Sir Vince, who was business secretary in the coalition government, was invited to speak at Millthorpe which he attended in the early 1960s when it was Nunthorpe Grammar School.
The event is part of Millthorpe’s thirtieth birthday celebrations: grammar schools Nunthorpe and Mill Mount merged in 1985 to form the comprehensive in a city-wide education shake-up.
Sir Vince told a group of Year 10 students how learning history and taking part in a school production of Macbeth were solid foundations on which to build his career in economics, politics and now as an author.
And he said another motivating force which took him into politics was dealing with the prejudice he suffered because he was in a mixed race marriage. Sir Vince told students his father – a craftsman at Rowntree – stopped speaking to him for four years as a result.
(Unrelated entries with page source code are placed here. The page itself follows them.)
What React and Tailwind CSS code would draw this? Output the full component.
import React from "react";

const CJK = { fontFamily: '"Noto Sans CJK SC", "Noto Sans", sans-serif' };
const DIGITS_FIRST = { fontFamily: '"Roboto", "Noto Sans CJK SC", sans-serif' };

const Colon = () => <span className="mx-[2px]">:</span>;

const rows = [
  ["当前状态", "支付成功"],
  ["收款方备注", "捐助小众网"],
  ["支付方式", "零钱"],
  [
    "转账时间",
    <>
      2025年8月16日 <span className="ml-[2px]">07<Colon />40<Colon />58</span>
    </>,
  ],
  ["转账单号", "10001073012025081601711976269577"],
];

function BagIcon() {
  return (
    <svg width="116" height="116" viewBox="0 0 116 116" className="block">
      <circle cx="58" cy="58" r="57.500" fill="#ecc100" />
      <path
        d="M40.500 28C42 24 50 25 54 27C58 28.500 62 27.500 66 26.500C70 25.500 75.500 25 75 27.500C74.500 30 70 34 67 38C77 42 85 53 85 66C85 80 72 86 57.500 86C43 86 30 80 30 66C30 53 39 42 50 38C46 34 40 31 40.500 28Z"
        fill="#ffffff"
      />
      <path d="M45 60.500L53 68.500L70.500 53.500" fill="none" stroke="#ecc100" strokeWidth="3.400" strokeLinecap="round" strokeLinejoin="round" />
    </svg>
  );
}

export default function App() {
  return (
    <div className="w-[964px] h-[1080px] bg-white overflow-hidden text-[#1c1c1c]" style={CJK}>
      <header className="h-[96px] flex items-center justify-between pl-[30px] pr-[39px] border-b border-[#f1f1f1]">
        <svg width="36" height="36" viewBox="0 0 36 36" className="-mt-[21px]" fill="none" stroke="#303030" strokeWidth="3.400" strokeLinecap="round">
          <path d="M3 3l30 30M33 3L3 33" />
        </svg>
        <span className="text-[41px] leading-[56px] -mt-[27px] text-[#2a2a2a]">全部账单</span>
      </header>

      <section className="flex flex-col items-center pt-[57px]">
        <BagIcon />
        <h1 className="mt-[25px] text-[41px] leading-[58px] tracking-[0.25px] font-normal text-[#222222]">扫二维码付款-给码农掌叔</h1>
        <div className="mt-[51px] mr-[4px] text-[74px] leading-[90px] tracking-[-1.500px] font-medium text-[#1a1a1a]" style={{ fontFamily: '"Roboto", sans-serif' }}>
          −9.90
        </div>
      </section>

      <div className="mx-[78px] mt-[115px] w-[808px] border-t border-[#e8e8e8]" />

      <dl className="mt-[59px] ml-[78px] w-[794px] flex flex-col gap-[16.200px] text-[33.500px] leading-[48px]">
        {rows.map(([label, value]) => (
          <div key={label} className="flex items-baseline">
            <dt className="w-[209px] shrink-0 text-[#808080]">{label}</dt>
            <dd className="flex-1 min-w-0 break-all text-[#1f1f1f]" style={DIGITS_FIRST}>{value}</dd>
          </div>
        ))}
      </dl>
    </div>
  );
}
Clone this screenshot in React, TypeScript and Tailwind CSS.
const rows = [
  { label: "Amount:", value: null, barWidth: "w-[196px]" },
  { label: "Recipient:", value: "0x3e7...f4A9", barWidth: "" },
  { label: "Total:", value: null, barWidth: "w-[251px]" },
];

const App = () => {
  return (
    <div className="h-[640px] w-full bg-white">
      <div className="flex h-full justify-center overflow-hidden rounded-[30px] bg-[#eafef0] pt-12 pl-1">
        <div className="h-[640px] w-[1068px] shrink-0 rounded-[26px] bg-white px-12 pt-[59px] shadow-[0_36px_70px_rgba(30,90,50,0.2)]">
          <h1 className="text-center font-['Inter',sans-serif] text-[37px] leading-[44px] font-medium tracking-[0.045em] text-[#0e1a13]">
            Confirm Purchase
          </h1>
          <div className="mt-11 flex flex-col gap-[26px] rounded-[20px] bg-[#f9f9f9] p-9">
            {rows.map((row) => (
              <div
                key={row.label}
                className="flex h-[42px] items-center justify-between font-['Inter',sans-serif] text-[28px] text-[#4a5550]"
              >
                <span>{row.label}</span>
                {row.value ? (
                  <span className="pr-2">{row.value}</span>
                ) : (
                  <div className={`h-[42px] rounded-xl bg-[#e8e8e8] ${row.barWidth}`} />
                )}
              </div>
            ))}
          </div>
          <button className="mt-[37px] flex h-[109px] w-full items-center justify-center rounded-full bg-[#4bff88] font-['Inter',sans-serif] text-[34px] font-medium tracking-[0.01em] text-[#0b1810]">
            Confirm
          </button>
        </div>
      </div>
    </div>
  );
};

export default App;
“Looking around the room today I see a number of young people of colour,” he said. “But back in the 1960s York was predominantly white and we suffered a lot of prejudice. I campaigned against apartheid and this put me on course to a political career.”
Sir Vince went on to suggest to pupils that in a fast moving world they should expect to have a number of jobs during their careers.
“This is only the second time Sir Vince has been back to his old school since he left,” said Tim Moat, a Millthorpe governor who organised the visit. “We were thrilled that he took the time to come and deliver a very personal, very inspirational talk to some of our young people.”